Orang Rohingya tidak punya negara, tidak punya hak, dan yang paling melemahkannya, mereka tidak punya akses terhadap keadilan. Sementara pemerintah AS menyanjung kepemimpinan Myanmar menuju negara demokrasi (jika Anda mau menyebutnya begitu, red.) dan negara-negara demokrasi lainnya terus menutup matanya dari penderitaan orang Rohingya, Perdana Menteri Thein Sein diperbolehkan melakukan apa saja semaunya atas Muslimin yang tak dikehendakinya.
Banyak negeri Muslim tengah berjuang saat ini seperti, Suriah, Libya, Irak, Afghanistan, dan tempat lain yang memiliki kesamaan; warga negaranya tidak memiliki akses terhadap keadilan baik (di mata hukum) lokal maupun internasional. Namun, komunitas internasional malah mengeluhkan bahwa konflik (seperti ini) membawa-bawa “rasa” agama. Kenyataanya, apapaun yang dilakukan Muslim yang relijius selalu ada hubungannya dengan agama. Sama halnya dengan Kristiani menyambungkan kegiatan sehari-harinya dengan agamanya, dan lain-lain. “Lantas, mengapa Muslim yang relijius berubah jadi sekuler saat (menyikapi perang ini), padahal sebelum perang, mereka tidak sekuler?” tanya Bilal.

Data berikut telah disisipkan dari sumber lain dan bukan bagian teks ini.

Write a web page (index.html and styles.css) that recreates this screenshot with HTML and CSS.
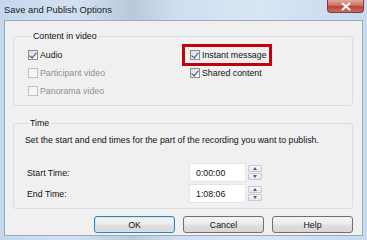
FILE: index.html
```html
<!DOCTYPE html>
<html lang="en">
<head>
    <meta charset="UTF-8">
    <title>Save and Publish Options</title>
    <link rel="stylesheet" href="styles.css">
</head>
<body>
<div class="window">
    <div class="titlebar">
        <span class="title">Save and Publish Options</span>
        <span class="close">
            <svg width="12" height="9" viewBox="0 0 12 9"><path d="M2 1 L10 8 M10 1 L2 8" stroke="#fff" stroke-width="2.2"/></svg>
        </span>
    </div>

    <div class="client">
        <fieldset class="group">
            <legend>Content in video</legend>
            <div class="options">
                <label class="opt"><span class="box checked"></span>Audio</label>
                <label class="opt right highlight"><span class="box checked"></span>Instant message</label>
                <label class="opt disabled"><span class="box"></span>Participant video</label>
                <label class="opt right"><span class="box checked"></span>Shared content</label>
                <label class="opt disabled"><span class="box"></span>Panorama video</label>
            </div>
        </fieldset>

        <fieldset class="group time_group">
            <legend>Time</legend>
            <p class="hint">Set the start and end times for the part of the recording you want to publish.</p>
            <div class="time_rows">
                <span class="time_label">Start Time:</span>
                <div class="spin_field">
                    <span class="time_input">0:00:00</span>
                    <span class="spinner"><span class="spin up"></span><span class="spin down"></span></span>
                </div>
                <span class="time_label">End Time:</span>
                <div class="spin_field">
                    <span class="time_input">1:08:06</span>
                    <span class="spinner"><span class="spin up"></span><span class="spin down"></span></span>
                </div>
            </div>
        </fieldset>

        <div class="buttons">
            <button class="btn default">OK</button>
            <button class="btn">Cancel</button>
            <button class="btn">Help</button>
        </div>
    </div>
</div>
</body>
</html>
```

FILE: styles.css
```css
body{
    margin: 0;
    width: 367px;
    height: 240px;
    overflow: hidden;
    font-family: "Liberation Sans", Arial, sans-serif;
}
.window{
    width: 367px;
    height: 240px;
    box-sizing: border-box;
    padding: 0 4px 4px 4px;
    display: flex;
    flex-direction: column;
    background: linear-gradient(90deg, #c4d7ed 0%, #d3e2f2 20%, #b9c9da 36%, #cfdff0 48%, #d8e6f4 70%, #c6d9ee 100%);
}
.titlebar{
    height: 20px;
    display: flex;
    align-items: flex-start;
    justify-content: space-between;
}
.title{
    margin-top: 4px;
    font-size: 9.4px;
    line-height: 12px;
    color: #1a1a1a;
}
.close{
    width: 37px;
    height: 13px;
    margin-right: -1px;
    box-sizing: border-box;
    display: flex;
    align-items: center;
    justify-content: center;
    border: 1px solid #8a3a30;
    border-top: none;
    border-radius: 0 0 4px 4px;
    background: linear-gradient(#e3a99f, #cd7063 45%, #b9463a 55%, #cc6c5c);
}

.client{
    flex: 1;
    box-sizing: border-box;
    border: 1px solid #9aa9ba;
    background: #f0f0f0;
    padding: 0 9px 0 8px;
    font-size: 8.8px;
    color: #111;
}
.group{
    margin: 9px 0 0 0;
    padding: 5px 0 6px 14px;
    border: 1px solid #d8dde2;
    border-radius: 3px;
}
.group legend{
    margin-left: 3px;
    padding: 0 2px;
    line-height: 12px;
}
.options{
    display: grid;
    grid-template-columns: 157px auto;
    grid-auto-rows: 16px;
    row-gap: 2px;
}
.opt{
    display: flex;
    align-items: center;
    gap: 2px;
    justify-self: start;
}
.opt.right{
    padding: 0 2px 0 5px;
}
.opt.highlight{
    outline: 3px solid #c4000d;
}
.opt.disabled{
    color: #8f8f8f;
}
.box{
    width: 10px;
    height: 10px;
    box-sizing: border-box;
    border: 1px solid #8e8f8f;
    background: linear-gradient(135deg, #dcdcdc, #fafafa);
    position: relative;
}
.disabled .box{
    border-color: #c2c2c2;
    background: #f5f5f5;
}
.box.checked::after{
    content: "";
    position: absolute;
    left: 2px;
    top: 0;
    width: 3px;
    height: 6px;
    border: solid #2f449c;
    border-width: 0 1.5px 1.5px 0;
    transform: rotate(40deg);
}

.time_group{
    margin-top: 11px;
    padding: 5px 0 5px 11px;
}
.hint{
    margin: 0;
    line-height: 12px;
}
.time_rows{
    margin-top: 17px;
    display: grid;
    grid-template-columns: 164px auto;
    grid-auto-rows: 19px;
    row-gap: 2px;
    align-items: center;
}
.time_label{
    padding-left: 2px;
}
.spin_field{
    display: flex;
    gap: 2px;
    height: 19px;
}
.time_input{
    width: 57px;
    box-sizing: border-box;
    padding-left: 6px;
    display: flex;
    align-items: center;
    background: #fff;
    border: 1px solid #e3e5ea;
}
.spinner{
    width: 14px;
    display: flex;
    flex-direction: column;
    justify-content: center;
    gap: 1px;
}
.spin{
    height: 7px;
    box-sizing: border-box;
    border: 1px solid #c3c8d0;
    border-radius: 1px;
    background: linear-gradient(#f8f8f8, #e4e6e9);
    position: relative;
}
.spin::after{
    content: "";
    position: absolute;
    left: 4px;
    top: 1px;
    border-left: 2.5px solid transparent;
    border-right: 2.5px solid transparent;
}
.spin.up::after{
    border-bottom: 3px solid #4d5f82;
}
.spin.down::after{
    border-top: 3px solid #4d5f82;
}

.buttons{
    margin-top: 7px;
    display: flex;
    justify-content: flex-end;
    gap: 8px;
}
.btn{
    width: 81px;
    height: 17px;
    padding: 0;
    font-family: inherit;
    font-size: 8.8px;
    color: #111;
    border: 1px solid #707070;
    border-radius: 3px;
    background: linear-gradient(#f4f4f4, #ececec 48%, #e0e0e0 52%, #d6d6d6);
}
.btn.default{
    border-color: #3c7fb1;
    box-shadow: inset 0 0 0 1px #c9e6f6;
}
```
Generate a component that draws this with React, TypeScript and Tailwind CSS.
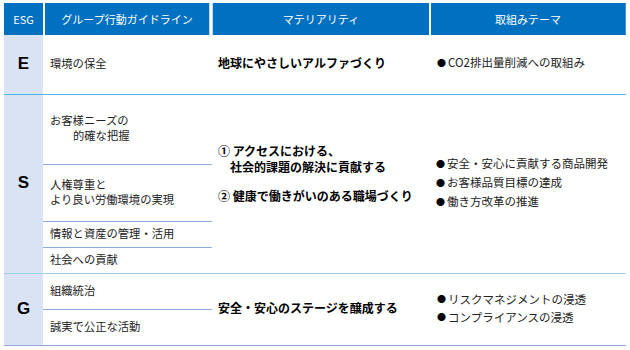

Masyarakat internasional bertindak seolah-olah tidak tahu apa-apa atas kejahatan keluarga Assad terhadap warga negara mereka sendiri hanya karena ada “perintah dan kontrol”. Secara internasional, perintah dan kontrol memberikan Anda hak untuk pemerkosaan, penyiksaan, dan membunuh dan tidak ada yang akan bertanya tentang hal itu. Sebenarnya, AS menjadikan tersangka teroris ke (arah) Suriah untuk penyiksaan. “Silakan Anda tanya mantan tahanan Maher Arar,” tambah Bilal. Sekarang telah dinyatakan bahwa jihad dan berjuang di Suriah menjadi perhatian dari kekuatan Barat. “Hal itu terus memotong pasukan Assad dan menyebarkan isu ISIS ke udara seperti merica. Oleh karena itu kita hanya bisa menyimpulkan bahwa hak asasi manusia sebenarnya tidak memainkan banyak peran sebagai peran intervensinya. Ini semua tentang kepentingan,” tegasnya.

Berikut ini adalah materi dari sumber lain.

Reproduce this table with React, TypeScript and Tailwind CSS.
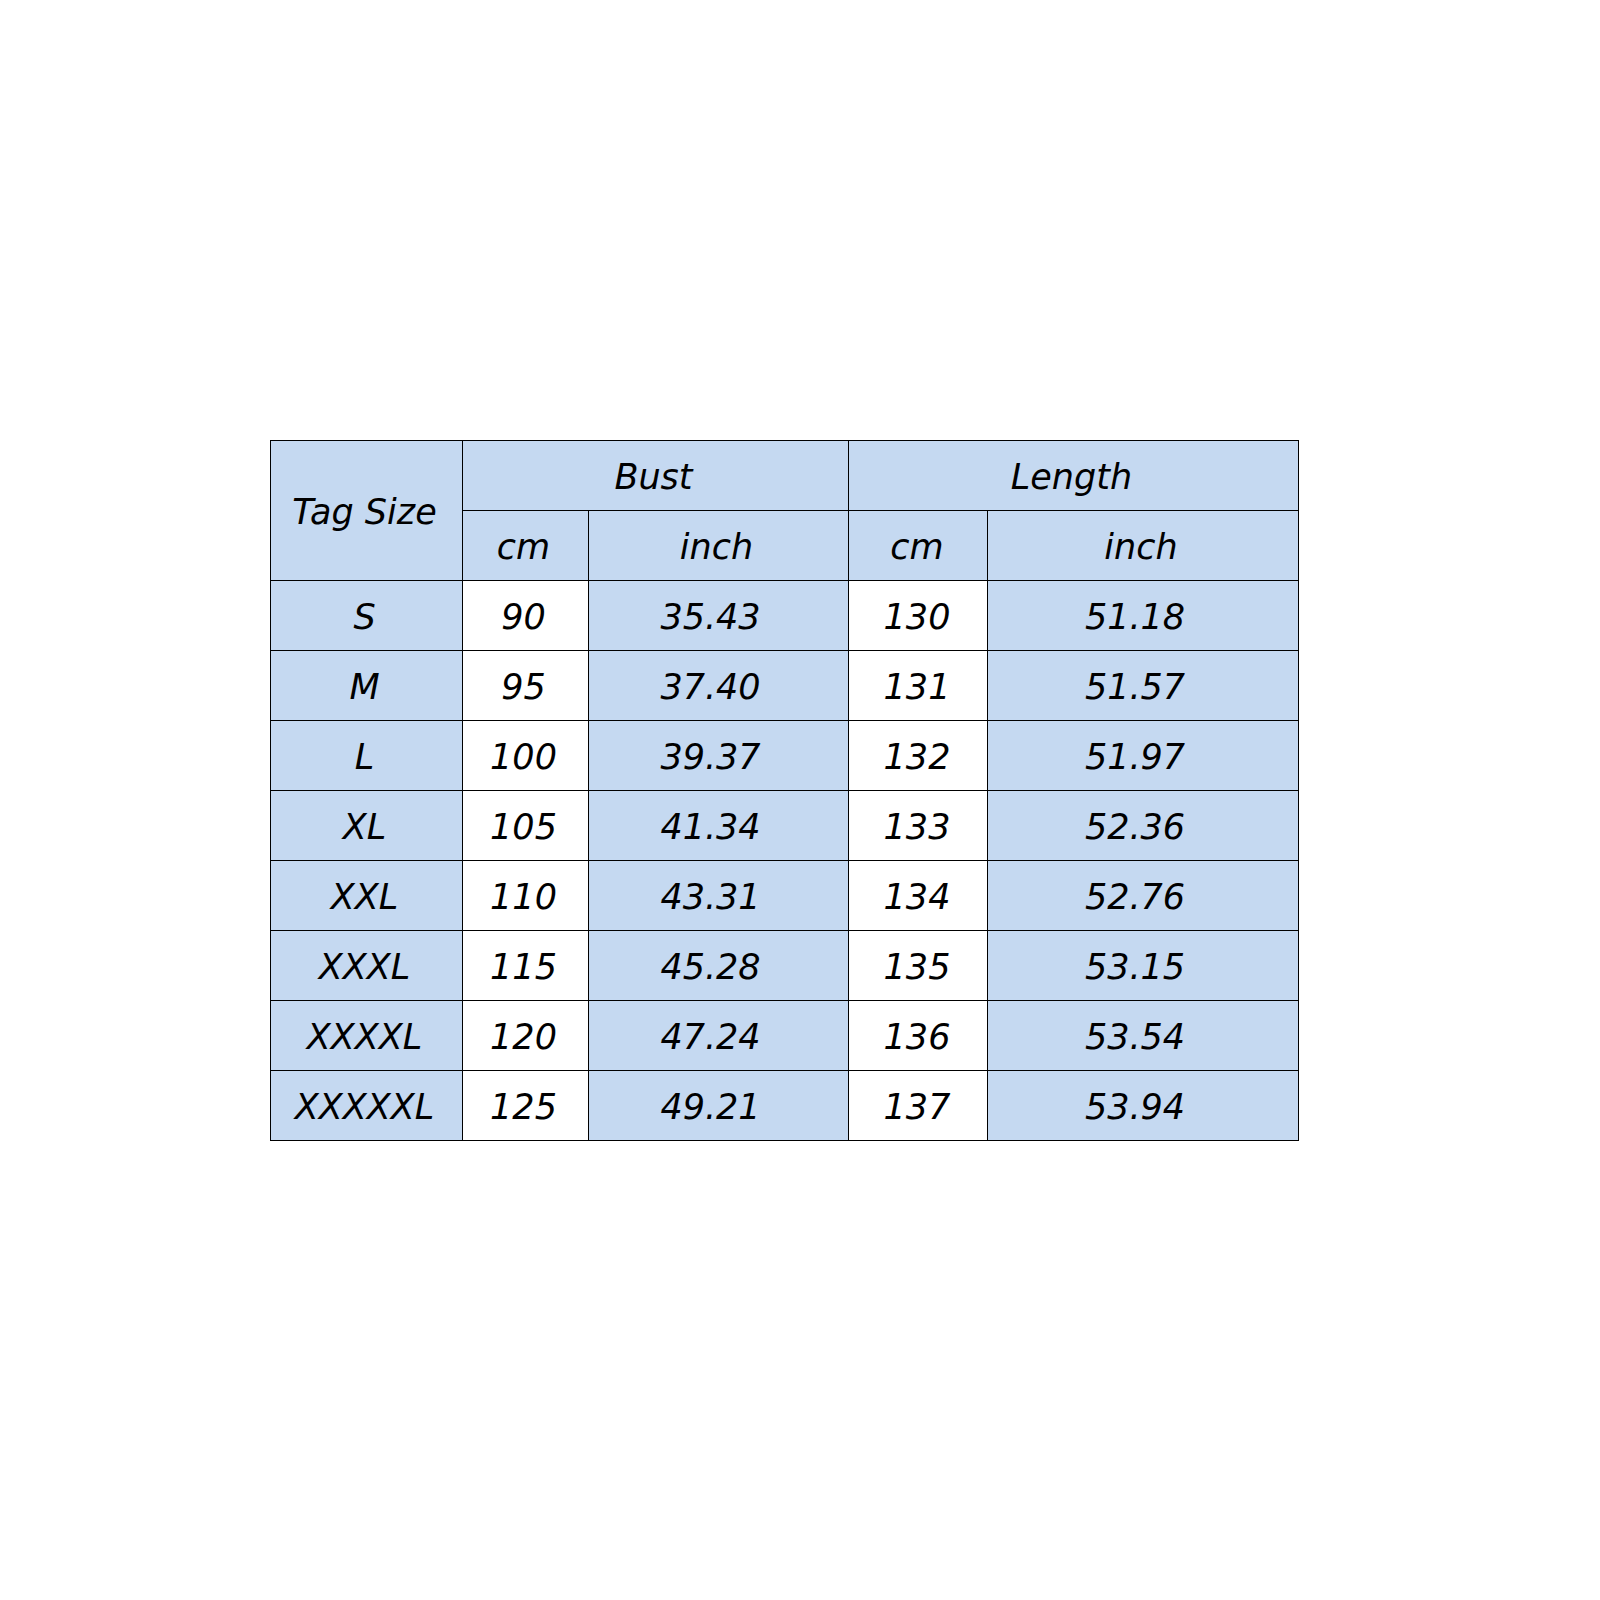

Bilal mengatakan, dunia tahu apa yang Qaddafi lakukan terhadap rakyatnya, termasuk pembantaian 1300 tahanan di Abu Salim, berikut penyiksaan sistemik, dan lebih banyak dari itu. Namun, tak ada seorang pun yang memerangi Qaddafi selama bertahun-tahun. Para pemimpin dunia hanya memperlihatkan ketidaksukaan kepadanya, mengangkat bahu mereka, dan hanya itu.
“Sebenarnya, Perdana Menteri InggrisTony Blair mengunjungi Libya dan membuat kontrak minyak multijutaan dolar untuk perusahaan minyak Shell Inggris dan Belanda. Ini benar-benar dialihkan dari perhatian, sementara lembaga mata-mata Inggris MI6 telah menahan dan memindahkan penentangnya Haji Abdul Hakim Bel dari Malaysia kembali ke Libya untuk penyiksaan. Sebuah hadiah dari pemerintah Inggris untuk Qaddafi untuk menunjukkan itikad baiknya.” Demikian Bilal membayangkan.

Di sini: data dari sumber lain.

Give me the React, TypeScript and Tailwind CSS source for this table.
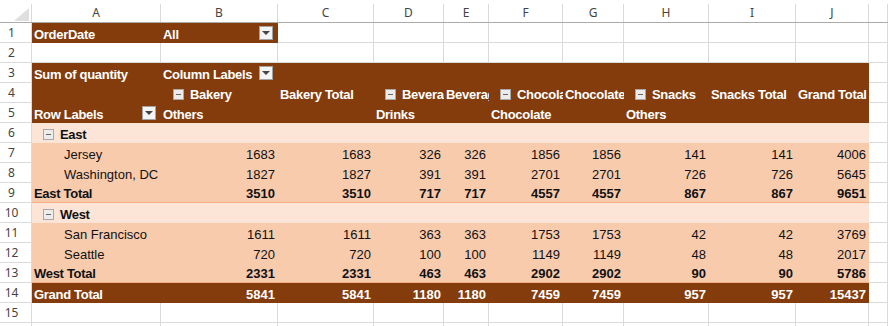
import clsx from 'clsx';
import type { ReactNode } from 'react';

type Tone = 'sheet' | 'brown' | 'light' | 'peach';

const gridCols = 'grid grid-cols-[32px_129px_117px_96px_70px_45px_74px_61px_85px_87px_73px_1fr]';
const letters = ['A', 'B', 'C', 'D', 'E', 'F', 'G', 'H', 'I', 'J', ''];

const toneClass: Record<Tone, string> = {
  sheet: 'border-r border-b border-[#dadada] bg-white',
  brown: 'bg-[#843c0c] text-white font-bold',
  light: 'bg-[#fce4d6] text-[#111]',
  peach: 'bg-[#f8cbad] text-[#111]',
};

interface CellProps {
  tone?: Tone;
  right?: boolean;
  bold?: boolean;
  line?: boolean;
  className?: string;
  children?: ReactNode;
}

const Cell = ({ tone = 'sheet', right, bold, line, className, children }: CellProps) => {
  const heavy = bold || tone === 'brown';
  return (
    <div
      className={clsx(
        'flex h-5 items-end overflow-hidden whitespace-nowrap leading-[16px]',
        toneClass[tone],
        right ? 'justify-end pr-[3px]' : 'pl-[2px]',
        bold && 'font-bold',
        heavy && !right && 'tracking-[-0.3px]',
        line && 'border-b border-[#f4b084]',
        className,
      )}
    >
      {children}
    </div>
  );
};

const RowNum = ({ n }: { n: number | string }) => (
  <div className="flex h-5 items-center justify-center border-r border-b border-[#dadada] pr-2 font-['Noto_Sans',sans-serif] text-[12px] text-[#444]">
    {n}
  </div>
);

const DropButton = () => (
  <span className="mr-[5px] mb-[3px] flex h-[14px] w-[14px] shrink-0 items-center justify-center border border-[#a3a3a3] bg-[#f4f4f4]">
    <span className="h-0 w-0 border-x-[4px] border-t-[4px] border-x-transparent border-t-[#444]" />
  </span>
);

const Collapse = ({ label, indent = 'pl-[8px]' }: { label: string; indent?: string }) => (
  <span className={clsx('flex items-end', indent)}>
    <span className="mb-[3px] flex h-[11px] w-[11px] shrink-0 items-center justify-center border border-[#a8a8a8] bg-[#ececec]">
      <span className="h-[1px] w-[5px] bg-[#666]" />
    </span>
    <span className="ml-[6px]">{label}</span>
  </span>
);

const Sheet = ({ count }: { count: number }) => (
  <>
    {Array.from({ length: count }).map((_, i) => (
      <Cell key={i} />
    ))}
  </>
);

interface DataRow {
  label: string;
  values: number[];
  kind: 'city' | 'total';
}

const regions: { name: string; rows: DataRow[] }[] = [
  {
    name: 'East',
    rows: [
      { label: 'Jersey', values: [1683, 1683, 326, 326, 1856, 1856, 141, 141, 4006], kind: 'city' },
      { label: 'Washington, DC', values: [1827, 1827, 391, 391, 2701, 2701, 726, 726, 5645], kind: 'city' },
      { label: 'East Total', values: [3510, 3510, 717, 717, 4557, 4557, 867, 867, 9651], kind: 'total' },
    ],
  },
  {
    name: 'West',
    rows: [
      { label: 'San Francisco', values: [1611, 1611, 363, 363, 1753, 1753, 42, 42, 3769], kind: 'city' },
      { label: 'Seattle', values: [720, 720, 100, 100, 1149, 1149, 48, 48, 2017], kind: 'city' },
      { label: 'West Total', values: [2331, 2331, 463, 463, 2902, 2902, 90, 90, 5786], kind: 'total' },
    ],
  },
];

const grandTotal = [5841, 5841, 1180, 1180, 7459, 7459, 957, 957, 15437];

export default function App() {
  let rowNo = 5;

  return (
    <div className="h-[326px] w-[888px] overflow-hidden bg-white font-['Liberation_Sans',Arial,sans-serif] text-[13px] text-[#111]">
      {/* column letters */}
      <div className={clsx(gridCols, 'h-[23px] border-b border-[#ababab] pt-[4px]')}>
        <div className="flex items-end justify-end border-r border-[#dadada] pr-[2px] pb-[1px]">
          <svg width="15" height="13" viewBox="0 0 15 13">
            <polygon points="15,0 15,13 0,13" fill="#dfdfdf" />
          </svg>
        </div>
        {letters.map((l, i) => (
          <div
            key={i}
            className="flex items-center justify-center border-r border-[#dadada] font-['Noto_Sans',sans-serif] text-[12px] text-[#444]"
          >
            {l}
          </div>
        ))}
      </div>

      {/* 1 */}
      <div className={gridCols}>
        <RowNum n={1} />
        <Cell tone="brown">OrderDate</Cell>
        <Cell tone="brown" className="justify-between">
          <span>All</span>
          <DropButton />
        </Cell>
        <Sheet count={9} />
      </div>

      {/* 2 */}
      <div className={gridCols}>
        <RowNum n={2} />
        <Sheet count={11} />
      </div>

      {/* 3 */}
      <div className={gridCols}>
        <RowNum n={3} />
        <Cell tone="brown">Sum of quantity</Cell>
        <Cell tone="brown" className="justify-between">
          <span>Column Labels</span>
          <DropButton />
        </Cell>
        {Array.from({ length: 8 }).map((_, i) => (
          <Cell key={i} tone="brown" />
        ))}
        <Cell />
      </div>

      {/* 4 */}
      <div className={gridCols}>
        <RowNum n={4} />
        <Cell tone="brown" />
        <Cell tone="brown" className="pl-0">
          <Collapse label="Bakery" indent="pl-[10px]" />
        </Cell>
        <Cell tone="brown">Bakery Total</Cell>
        <Cell tone="brown" className="pl-0">
          <Collapse label="Beverages" indent="pl-[9px]" />
        </Cell>
        <Cell tone="brown">Beverages Total</Cell>
        <Cell tone="brown" className="pl-0">
          <Collapse label="Chocolate" indent="pl-[9px]" />
        </Cell>
        <Cell tone="brown" className="pl-0">
          Chocolate Total
        </Cell>
        <Cell tone="brown" className="pl-0">
          <Collapse label="Snacks" indent="pl-[9px]" />
        </Cell>
        <Cell tone="brown">Snacks Total</Cell>
        <Cell tone="brown">Grand Total</Cell>
        <Cell />
      </div>

      {/* 5 */}
      <div className={gridCols}>
        <RowNum n={5} />
        <Cell tone="brown" className="justify-between">
          <span>Row Labels</span>
          <DropButton />
        </Cell>
        <Cell tone="brown">Others</Cell>
        <Cell tone="brown" />
        <Cell tone="brown">Drinks</Cell>
        <Cell tone="brown" />
        <Cell tone="brown">Chocolate</Cell>
        <Cell tone="brown" />
        <Cell tone="brown">Others</Cell>
        <Cell tone="brown" />
        <Cell tone="brown" />
        <Cell />
      </div>

      {regions.map((region) => {
        rowNo += 1;
        const headNo = rowNo;
        return (
          <div key={region.name}>
            <div className={gridCols}>
              <RowNum n={headNo} />
              <Cell tone="light" bold className="pl-0">
                <Collapse label={region.name} indent="pl-[9px]" />
              </Cell>
              {Array.from({ length: 9 }).map((_, i) => (
                <Cell key={i} tone="light" />
              ))}
              <Cell />
            </div>
            {region.rows.map((row) => {
              rowNo += 1;
              const total = row.kind === 'total';
              return (
                <div key={row.label} className={gridCols}>
                  <RowNum n={rowNo} />
                  <Cell tone="peach" bold={total} line={total} className={total ? undefined : 'pl-[32px]'}>
                    {row.label}
                  </Cell>
                  {row.values.map((v, i) => (
                    <Cell key={i} tone="peach" right bold={total} line={total}>
                      {v}
                    </Cell>
                  ))}
                  <Cell />
                </div>
              );
            })}
          </div>
        );
      })}

      {/* 14 */}
      <div className={gridCols}>
        <RowNum n={14} />
        <Cell tone="brown">Grand Total</Cell>
        {grandTotal.map((v, i) => (
          <Cell key={i} tone="brown" right>
            {v}
          </Cell>
        ))}
        <Cell />
      </div>

      {/* 15, 16 */}
      <div className={gridCols}>
        <RowNum n={15} />
        <Sheet count={11} />
      </div>
      <div className={gridCols}>
        <RowNum n={16} />
        <Sheet count={11} />
      </div>
    </div>
  );
}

Pun, lanjutnya, tidak ada yang peduli saat Saddam Hussein memerintah dengan tangan besi atas rakyatnya. Terkait Saddam, koridor kekuatan Washington berdalih: “Saddam itu bajingan, tetapi dia adalah bajingan KITA.” Artinya, selama dia menjadi kekuatan penstabil hubungan AS dengan Iran, maka AS tidak peduli dengan apa yang dilakukan para pemimpin atas rakyatnya.
Lalu Bilal membawa kita kembali ke masalah Rohingya. Ia mempertanyakan, “Apakah dalam sejarah ada orang yang dituntut atas (kejahatan kemanusiaan seperti) ini?”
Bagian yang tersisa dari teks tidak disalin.